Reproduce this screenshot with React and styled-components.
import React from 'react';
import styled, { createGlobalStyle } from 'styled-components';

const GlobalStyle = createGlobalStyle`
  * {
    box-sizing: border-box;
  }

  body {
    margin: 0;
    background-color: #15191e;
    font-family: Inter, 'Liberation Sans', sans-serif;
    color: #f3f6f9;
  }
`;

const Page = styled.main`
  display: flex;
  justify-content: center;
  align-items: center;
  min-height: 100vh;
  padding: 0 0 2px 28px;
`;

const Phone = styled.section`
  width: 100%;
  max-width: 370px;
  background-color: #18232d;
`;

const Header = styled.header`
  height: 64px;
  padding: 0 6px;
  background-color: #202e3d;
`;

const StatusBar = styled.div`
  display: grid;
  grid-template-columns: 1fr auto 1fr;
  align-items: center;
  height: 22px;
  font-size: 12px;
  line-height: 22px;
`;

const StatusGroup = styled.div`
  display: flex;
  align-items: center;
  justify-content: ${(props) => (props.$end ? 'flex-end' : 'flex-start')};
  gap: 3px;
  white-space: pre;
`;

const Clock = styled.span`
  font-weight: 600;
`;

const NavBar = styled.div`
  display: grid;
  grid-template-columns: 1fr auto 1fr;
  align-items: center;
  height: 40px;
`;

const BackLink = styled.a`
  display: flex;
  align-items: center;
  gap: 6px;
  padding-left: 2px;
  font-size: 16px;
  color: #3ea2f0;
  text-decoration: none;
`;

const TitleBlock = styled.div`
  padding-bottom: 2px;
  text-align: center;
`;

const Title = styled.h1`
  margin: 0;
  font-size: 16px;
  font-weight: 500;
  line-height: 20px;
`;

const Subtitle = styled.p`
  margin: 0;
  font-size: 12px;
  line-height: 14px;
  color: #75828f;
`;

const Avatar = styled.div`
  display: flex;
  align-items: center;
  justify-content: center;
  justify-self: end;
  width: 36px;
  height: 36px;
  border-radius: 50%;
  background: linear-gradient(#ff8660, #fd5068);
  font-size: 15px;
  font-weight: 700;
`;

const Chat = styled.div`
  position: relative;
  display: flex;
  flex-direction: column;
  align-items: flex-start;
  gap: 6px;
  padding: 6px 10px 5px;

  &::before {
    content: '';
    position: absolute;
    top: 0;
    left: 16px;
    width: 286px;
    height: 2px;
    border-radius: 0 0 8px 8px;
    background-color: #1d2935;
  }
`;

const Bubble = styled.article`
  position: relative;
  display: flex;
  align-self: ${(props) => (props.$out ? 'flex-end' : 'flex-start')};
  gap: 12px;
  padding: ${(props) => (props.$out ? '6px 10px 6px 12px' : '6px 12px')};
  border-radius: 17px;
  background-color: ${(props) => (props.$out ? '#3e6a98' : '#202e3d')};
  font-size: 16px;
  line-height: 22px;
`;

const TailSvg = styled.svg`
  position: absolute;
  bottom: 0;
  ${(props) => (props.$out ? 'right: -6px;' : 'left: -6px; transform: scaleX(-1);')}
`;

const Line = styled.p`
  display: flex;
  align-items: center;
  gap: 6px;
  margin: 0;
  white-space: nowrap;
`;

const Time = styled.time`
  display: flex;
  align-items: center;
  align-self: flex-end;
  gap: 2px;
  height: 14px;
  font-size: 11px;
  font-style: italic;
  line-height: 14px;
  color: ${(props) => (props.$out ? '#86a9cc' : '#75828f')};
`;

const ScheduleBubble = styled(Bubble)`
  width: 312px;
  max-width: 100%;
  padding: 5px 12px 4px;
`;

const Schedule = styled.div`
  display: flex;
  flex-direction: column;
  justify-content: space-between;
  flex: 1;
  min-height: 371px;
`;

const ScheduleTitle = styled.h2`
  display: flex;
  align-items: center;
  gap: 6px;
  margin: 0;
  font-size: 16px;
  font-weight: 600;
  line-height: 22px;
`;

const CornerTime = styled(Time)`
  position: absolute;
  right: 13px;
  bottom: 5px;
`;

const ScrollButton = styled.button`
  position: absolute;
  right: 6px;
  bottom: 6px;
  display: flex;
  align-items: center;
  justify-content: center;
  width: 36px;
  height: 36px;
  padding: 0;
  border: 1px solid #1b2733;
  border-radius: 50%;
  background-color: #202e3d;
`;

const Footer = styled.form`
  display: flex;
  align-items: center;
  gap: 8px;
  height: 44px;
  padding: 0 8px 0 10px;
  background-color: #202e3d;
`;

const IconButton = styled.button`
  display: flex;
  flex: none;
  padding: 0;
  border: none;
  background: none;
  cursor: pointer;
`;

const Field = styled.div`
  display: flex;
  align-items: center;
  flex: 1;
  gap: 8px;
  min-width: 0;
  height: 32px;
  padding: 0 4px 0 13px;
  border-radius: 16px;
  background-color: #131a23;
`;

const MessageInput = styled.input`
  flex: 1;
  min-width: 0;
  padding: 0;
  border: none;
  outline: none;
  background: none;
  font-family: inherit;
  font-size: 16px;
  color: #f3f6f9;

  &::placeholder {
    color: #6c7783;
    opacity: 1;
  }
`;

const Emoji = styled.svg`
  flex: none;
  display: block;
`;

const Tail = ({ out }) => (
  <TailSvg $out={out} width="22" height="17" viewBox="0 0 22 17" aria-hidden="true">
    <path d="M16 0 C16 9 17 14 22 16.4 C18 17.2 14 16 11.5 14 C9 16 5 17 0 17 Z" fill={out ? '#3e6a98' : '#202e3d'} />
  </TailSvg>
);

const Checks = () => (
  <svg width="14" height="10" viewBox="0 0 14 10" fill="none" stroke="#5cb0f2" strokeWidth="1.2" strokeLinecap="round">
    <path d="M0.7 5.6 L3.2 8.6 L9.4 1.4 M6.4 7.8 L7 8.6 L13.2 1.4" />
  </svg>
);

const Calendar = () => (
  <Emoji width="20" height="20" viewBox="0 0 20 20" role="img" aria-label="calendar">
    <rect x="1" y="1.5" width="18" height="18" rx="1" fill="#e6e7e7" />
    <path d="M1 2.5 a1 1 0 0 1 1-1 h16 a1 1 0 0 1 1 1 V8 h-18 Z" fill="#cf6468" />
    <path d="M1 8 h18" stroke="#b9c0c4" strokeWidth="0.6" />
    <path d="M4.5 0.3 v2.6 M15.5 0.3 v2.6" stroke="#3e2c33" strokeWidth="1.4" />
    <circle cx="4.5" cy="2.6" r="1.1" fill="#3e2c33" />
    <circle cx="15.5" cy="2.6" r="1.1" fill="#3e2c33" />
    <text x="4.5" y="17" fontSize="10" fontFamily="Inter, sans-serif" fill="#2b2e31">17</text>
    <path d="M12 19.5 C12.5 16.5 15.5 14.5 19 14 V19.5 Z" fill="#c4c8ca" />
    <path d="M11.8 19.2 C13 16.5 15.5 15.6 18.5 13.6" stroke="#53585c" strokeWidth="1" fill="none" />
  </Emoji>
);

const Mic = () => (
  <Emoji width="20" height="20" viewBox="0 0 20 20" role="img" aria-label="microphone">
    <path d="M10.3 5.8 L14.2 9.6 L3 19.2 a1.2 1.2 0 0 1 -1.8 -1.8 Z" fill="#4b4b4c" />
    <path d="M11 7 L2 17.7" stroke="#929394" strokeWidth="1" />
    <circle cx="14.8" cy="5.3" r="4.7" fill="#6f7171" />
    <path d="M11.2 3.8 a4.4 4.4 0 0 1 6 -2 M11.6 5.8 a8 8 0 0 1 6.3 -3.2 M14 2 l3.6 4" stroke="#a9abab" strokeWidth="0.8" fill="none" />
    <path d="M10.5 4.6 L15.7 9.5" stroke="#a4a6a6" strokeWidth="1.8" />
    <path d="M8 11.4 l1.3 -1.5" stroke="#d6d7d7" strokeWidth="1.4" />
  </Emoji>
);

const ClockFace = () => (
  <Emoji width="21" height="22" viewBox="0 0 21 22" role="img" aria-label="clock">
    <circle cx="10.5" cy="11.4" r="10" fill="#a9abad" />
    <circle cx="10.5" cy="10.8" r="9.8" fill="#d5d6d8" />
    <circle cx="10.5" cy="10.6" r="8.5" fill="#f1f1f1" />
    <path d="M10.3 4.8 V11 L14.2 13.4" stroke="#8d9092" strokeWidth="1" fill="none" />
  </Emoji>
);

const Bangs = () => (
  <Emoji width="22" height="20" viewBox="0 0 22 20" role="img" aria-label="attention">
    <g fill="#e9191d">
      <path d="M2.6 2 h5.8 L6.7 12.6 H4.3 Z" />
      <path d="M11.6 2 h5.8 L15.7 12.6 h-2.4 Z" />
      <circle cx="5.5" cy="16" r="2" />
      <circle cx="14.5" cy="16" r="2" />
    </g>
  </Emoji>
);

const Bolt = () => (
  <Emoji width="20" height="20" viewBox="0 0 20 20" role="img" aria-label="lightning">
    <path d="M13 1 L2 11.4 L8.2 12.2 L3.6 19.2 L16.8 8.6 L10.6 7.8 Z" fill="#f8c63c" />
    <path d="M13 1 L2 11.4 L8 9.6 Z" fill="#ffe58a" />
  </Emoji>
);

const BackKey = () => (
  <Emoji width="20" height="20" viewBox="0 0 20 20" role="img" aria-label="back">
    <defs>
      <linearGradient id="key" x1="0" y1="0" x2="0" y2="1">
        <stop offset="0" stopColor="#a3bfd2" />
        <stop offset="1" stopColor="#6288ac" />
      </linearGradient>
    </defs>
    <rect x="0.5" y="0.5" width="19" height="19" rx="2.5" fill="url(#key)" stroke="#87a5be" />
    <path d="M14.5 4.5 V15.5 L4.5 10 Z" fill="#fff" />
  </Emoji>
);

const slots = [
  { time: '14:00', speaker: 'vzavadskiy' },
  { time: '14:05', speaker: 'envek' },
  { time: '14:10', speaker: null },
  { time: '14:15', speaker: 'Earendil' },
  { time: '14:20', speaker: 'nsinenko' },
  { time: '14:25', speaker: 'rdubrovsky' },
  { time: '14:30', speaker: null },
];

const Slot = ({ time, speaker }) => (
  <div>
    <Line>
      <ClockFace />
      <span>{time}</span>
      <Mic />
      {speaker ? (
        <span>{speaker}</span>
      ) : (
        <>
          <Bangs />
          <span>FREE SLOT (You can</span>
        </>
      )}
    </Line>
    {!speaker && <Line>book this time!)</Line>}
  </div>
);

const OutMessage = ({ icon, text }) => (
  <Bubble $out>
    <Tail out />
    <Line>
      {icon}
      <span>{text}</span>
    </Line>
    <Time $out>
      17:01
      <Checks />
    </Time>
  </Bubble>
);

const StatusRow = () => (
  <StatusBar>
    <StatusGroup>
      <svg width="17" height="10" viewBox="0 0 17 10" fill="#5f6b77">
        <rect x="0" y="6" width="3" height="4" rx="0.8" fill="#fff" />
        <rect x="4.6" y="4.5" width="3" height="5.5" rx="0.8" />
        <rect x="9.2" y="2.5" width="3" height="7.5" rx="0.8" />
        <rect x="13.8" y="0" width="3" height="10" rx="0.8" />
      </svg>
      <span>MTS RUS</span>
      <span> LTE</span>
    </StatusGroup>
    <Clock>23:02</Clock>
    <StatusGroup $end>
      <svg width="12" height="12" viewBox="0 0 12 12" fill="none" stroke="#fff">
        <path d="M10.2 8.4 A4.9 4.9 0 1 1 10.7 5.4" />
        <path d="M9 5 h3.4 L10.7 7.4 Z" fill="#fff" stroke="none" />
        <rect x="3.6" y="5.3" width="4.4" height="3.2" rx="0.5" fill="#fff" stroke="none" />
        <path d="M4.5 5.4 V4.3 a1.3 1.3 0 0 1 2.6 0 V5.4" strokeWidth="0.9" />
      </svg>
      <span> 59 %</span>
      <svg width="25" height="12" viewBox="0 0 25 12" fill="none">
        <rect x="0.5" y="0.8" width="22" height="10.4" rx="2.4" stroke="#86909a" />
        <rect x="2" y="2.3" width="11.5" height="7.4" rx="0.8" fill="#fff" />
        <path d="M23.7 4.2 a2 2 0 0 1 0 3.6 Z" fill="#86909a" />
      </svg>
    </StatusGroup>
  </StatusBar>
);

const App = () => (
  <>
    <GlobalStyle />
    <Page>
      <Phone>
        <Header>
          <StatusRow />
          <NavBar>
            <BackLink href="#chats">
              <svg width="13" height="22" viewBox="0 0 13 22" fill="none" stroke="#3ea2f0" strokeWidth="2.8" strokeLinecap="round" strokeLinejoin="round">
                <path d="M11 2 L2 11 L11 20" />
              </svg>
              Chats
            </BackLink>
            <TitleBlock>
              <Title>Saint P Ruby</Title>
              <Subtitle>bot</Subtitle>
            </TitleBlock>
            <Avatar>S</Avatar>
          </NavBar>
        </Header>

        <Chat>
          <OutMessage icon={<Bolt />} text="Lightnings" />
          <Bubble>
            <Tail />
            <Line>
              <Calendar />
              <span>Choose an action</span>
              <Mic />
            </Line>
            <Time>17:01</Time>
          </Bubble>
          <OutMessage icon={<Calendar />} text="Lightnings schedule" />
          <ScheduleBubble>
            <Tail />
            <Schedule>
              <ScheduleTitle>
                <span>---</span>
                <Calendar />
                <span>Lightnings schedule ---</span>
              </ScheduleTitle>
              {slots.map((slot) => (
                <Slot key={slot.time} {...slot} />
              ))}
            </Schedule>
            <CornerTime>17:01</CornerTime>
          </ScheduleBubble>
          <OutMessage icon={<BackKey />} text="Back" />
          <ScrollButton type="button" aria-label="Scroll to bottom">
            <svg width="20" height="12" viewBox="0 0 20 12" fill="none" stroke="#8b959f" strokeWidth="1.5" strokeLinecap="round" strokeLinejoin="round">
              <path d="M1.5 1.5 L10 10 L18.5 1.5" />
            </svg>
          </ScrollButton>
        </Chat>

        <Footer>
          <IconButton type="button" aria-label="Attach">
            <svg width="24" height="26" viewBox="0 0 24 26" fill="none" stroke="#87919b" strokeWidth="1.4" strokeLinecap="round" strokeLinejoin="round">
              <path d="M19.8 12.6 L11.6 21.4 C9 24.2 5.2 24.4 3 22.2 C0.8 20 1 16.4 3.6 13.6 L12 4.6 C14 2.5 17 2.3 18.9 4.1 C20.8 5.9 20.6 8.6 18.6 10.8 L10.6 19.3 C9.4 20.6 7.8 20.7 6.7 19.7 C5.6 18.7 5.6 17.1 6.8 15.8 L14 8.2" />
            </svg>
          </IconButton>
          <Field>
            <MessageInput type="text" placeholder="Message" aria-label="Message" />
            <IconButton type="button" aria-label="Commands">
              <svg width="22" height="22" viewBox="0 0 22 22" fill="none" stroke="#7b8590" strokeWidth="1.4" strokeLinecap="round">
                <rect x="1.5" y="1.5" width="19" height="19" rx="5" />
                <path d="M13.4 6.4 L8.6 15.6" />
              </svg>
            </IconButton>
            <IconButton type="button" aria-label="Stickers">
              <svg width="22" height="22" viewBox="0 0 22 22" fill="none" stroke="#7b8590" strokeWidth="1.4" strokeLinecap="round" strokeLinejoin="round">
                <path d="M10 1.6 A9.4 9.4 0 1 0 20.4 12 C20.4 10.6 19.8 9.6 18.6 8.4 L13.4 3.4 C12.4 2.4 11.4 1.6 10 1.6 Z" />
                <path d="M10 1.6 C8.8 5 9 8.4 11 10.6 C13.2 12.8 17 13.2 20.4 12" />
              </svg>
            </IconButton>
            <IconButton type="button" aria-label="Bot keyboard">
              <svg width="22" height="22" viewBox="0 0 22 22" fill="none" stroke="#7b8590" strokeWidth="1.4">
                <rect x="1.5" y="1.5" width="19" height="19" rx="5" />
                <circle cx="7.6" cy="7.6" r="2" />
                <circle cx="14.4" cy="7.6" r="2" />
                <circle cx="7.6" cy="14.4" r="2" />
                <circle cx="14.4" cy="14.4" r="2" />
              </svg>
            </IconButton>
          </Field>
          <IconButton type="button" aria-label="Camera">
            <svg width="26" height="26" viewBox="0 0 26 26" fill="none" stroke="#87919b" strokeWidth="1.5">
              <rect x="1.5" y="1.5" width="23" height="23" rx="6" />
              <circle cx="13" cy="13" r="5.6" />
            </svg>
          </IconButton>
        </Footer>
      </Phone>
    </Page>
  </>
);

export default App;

• [DESCRIPTION OF THE TASK]: Using the material above, work out how many lines contain the string "this". Give that number alone.

• [TASK RESULT]: 2